*Instruction*
State the number of lines in these records that include the word "this", and add nothing to it.

*Pages as source code*

— Begin —

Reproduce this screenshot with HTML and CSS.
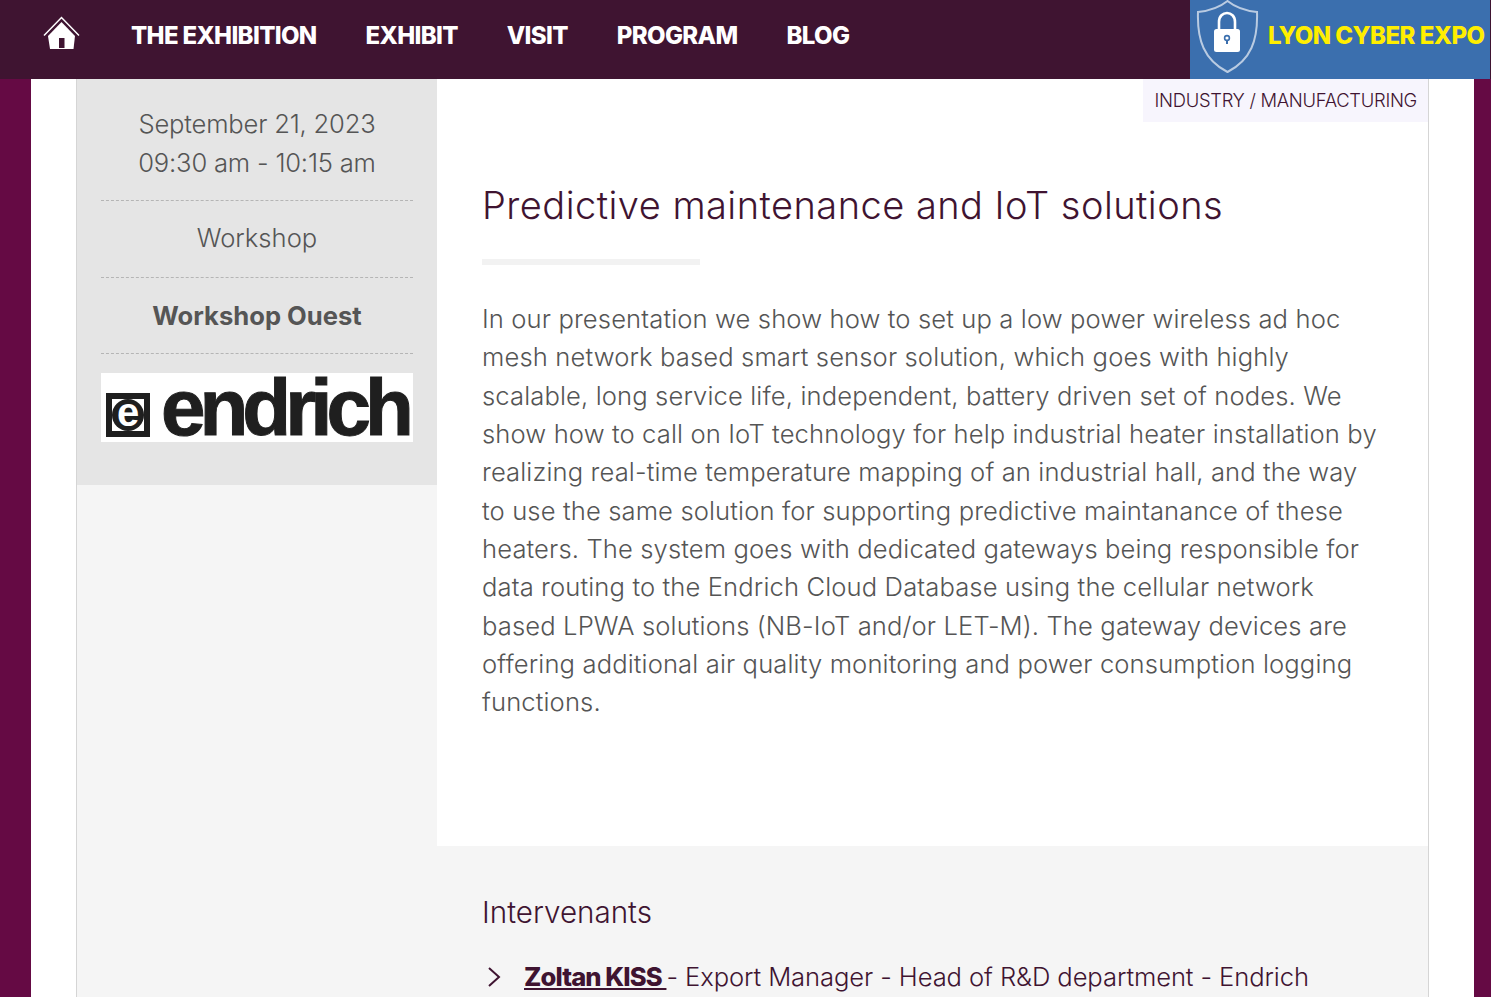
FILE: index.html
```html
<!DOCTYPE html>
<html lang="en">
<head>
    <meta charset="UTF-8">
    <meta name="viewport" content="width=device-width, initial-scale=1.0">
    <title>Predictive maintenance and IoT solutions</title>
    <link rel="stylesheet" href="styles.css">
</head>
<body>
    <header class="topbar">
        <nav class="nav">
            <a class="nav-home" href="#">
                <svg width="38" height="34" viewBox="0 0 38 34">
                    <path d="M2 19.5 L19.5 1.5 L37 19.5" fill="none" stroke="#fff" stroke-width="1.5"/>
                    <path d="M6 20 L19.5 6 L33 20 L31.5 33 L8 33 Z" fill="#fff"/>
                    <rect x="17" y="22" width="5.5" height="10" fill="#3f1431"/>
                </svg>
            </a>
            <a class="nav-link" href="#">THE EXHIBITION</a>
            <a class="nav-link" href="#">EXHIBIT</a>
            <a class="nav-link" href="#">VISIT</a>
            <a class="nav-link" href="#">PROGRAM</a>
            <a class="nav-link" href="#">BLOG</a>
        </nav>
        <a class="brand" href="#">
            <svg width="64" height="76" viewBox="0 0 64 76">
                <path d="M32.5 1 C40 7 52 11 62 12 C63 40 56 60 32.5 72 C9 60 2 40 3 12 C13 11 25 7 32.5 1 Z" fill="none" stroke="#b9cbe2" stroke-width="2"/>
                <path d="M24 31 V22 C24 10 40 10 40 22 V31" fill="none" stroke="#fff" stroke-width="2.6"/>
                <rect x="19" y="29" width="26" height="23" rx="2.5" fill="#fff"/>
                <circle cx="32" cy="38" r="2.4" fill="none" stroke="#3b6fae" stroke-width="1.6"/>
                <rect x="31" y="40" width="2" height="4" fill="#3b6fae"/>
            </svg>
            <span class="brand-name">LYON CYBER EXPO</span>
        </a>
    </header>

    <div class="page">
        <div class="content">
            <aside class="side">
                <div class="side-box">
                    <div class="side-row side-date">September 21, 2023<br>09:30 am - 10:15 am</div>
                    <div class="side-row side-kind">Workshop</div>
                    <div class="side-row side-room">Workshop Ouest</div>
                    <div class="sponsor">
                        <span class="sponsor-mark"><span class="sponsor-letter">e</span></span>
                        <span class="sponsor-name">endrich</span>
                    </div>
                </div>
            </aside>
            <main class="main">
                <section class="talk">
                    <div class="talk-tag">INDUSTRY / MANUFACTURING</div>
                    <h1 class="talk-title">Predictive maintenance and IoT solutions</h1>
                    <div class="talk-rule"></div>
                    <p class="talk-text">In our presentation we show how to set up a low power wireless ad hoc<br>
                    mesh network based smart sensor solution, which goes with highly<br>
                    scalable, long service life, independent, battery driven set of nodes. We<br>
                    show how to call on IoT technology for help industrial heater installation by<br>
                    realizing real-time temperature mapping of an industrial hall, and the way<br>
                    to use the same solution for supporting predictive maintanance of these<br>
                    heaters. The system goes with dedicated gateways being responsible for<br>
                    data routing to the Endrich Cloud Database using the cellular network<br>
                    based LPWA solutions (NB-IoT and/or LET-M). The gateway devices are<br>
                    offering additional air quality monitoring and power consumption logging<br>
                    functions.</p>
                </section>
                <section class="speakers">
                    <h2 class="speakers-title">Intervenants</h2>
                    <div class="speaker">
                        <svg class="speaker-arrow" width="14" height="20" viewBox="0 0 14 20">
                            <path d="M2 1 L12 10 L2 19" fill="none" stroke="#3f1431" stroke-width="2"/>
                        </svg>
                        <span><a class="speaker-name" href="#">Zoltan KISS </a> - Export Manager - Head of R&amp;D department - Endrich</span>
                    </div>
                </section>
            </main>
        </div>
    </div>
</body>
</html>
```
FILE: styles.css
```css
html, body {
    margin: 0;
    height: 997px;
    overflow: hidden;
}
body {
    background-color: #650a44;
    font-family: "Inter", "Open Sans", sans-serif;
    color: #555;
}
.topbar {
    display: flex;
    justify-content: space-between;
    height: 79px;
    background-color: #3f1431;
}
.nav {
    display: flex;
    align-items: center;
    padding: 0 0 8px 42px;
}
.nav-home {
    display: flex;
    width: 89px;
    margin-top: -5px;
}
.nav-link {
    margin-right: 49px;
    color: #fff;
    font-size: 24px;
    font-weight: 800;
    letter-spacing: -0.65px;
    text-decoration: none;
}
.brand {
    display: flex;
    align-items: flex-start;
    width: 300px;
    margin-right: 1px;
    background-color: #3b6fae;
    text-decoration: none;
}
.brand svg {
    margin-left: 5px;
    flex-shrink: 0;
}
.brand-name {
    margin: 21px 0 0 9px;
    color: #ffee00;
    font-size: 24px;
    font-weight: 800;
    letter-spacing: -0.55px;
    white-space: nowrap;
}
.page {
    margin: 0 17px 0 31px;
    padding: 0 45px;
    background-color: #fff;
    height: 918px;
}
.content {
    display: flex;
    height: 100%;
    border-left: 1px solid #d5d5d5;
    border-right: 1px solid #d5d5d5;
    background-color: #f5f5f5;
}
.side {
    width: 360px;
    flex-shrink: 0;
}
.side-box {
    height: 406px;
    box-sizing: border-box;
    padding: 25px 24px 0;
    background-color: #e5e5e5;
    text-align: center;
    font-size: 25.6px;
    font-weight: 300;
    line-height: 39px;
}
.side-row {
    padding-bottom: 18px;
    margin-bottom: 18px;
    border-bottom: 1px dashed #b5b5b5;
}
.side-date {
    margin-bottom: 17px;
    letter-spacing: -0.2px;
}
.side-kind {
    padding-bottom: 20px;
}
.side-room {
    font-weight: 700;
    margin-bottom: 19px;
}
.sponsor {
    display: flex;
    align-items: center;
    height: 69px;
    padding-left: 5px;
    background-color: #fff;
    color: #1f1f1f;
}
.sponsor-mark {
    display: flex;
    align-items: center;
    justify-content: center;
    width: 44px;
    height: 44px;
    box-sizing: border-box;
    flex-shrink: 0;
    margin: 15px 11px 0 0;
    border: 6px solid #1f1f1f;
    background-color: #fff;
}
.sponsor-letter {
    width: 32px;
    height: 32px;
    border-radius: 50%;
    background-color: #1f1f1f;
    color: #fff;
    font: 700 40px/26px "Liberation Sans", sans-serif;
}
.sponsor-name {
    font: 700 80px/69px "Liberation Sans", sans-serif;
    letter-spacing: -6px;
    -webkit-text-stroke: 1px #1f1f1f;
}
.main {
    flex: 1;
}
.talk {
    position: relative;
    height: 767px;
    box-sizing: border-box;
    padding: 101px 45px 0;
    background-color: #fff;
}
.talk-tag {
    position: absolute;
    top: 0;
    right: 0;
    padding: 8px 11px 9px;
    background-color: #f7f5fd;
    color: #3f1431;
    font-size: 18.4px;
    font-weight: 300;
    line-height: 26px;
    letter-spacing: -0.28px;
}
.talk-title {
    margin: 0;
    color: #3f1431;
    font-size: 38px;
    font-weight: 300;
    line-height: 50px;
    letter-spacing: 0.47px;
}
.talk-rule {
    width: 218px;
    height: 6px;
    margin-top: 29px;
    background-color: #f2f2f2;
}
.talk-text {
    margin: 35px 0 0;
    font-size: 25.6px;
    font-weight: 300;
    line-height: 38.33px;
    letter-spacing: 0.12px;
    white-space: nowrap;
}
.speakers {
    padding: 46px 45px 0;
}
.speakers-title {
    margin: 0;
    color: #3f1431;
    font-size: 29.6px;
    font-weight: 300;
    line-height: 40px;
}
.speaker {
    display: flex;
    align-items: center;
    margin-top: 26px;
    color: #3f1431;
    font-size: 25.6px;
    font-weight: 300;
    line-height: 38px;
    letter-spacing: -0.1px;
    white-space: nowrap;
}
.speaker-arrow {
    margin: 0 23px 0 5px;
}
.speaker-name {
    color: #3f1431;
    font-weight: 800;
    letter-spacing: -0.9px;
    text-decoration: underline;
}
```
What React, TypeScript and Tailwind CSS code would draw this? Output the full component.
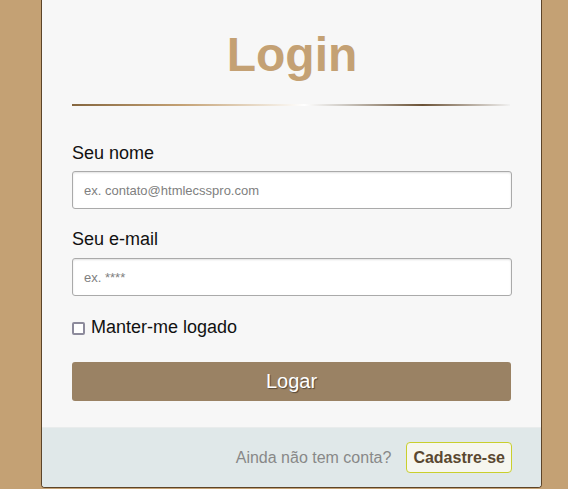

— End —

*Task response*
2